Why. So they can avoid having no life single, but be stuck with someone they find they don't really like?

I do wonder how many couples regret what they did.

There's no silver lining for anyone unless you're just lucky.



Well, most of those i know who got married young are doing fine; apparently at least.


My friends tell me, when I'm feeling lonely, or when I point out that some has got engaged, 'it's not all like that. You're only seeing one part of it.' Which makes me think the rest must be bad and not worth it.

They say that to make you feel better most relationships are 75% good. People wouldn't stay together if it was horrible. Most people are happy in relationships they go around making out, holding hands and such.

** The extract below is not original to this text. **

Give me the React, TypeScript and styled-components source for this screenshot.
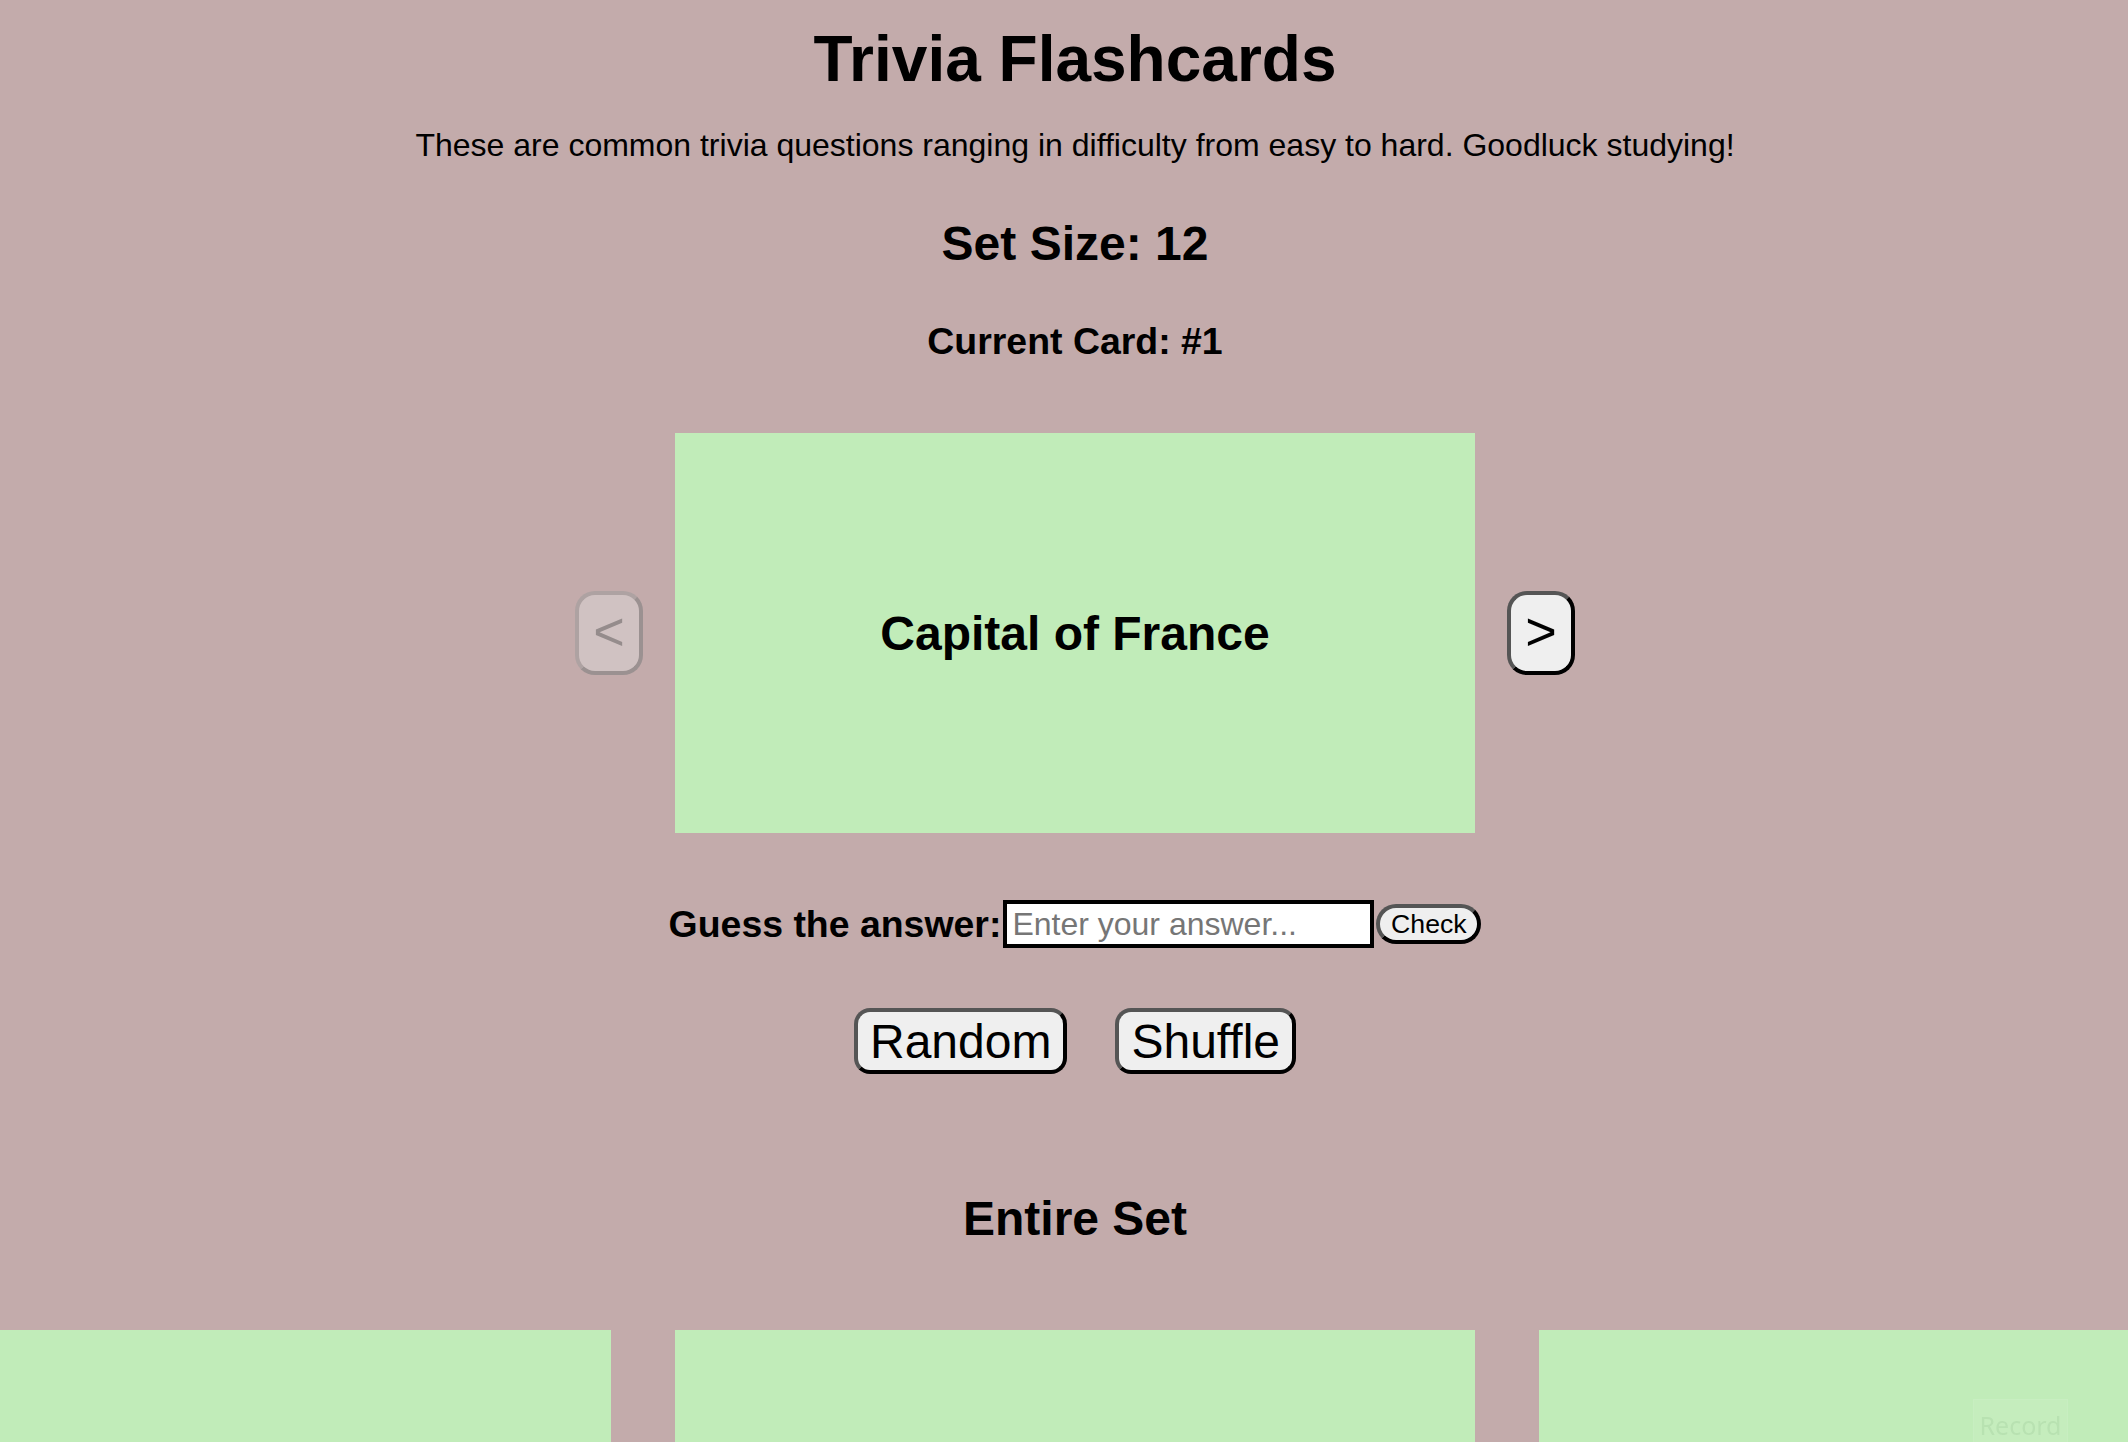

Everyone has bad times couples included they probably have fights and times they don't want to be around each other but most of the time they are happy together


I dunno. I think some people stay together because they don't like change. It's too much of a big thing to leave. Or if they are religious and don't believe in divorce they'll grit their teeth and stay together even if they think they made a mistake. Or there are those who stay together for the kids. Or there are those who can't afford to move out and live on their own.

There's lots of reasons couples stay together other than happiness. Just take my parents as an example. I think financial security and the security of a routine keep them living in the same house.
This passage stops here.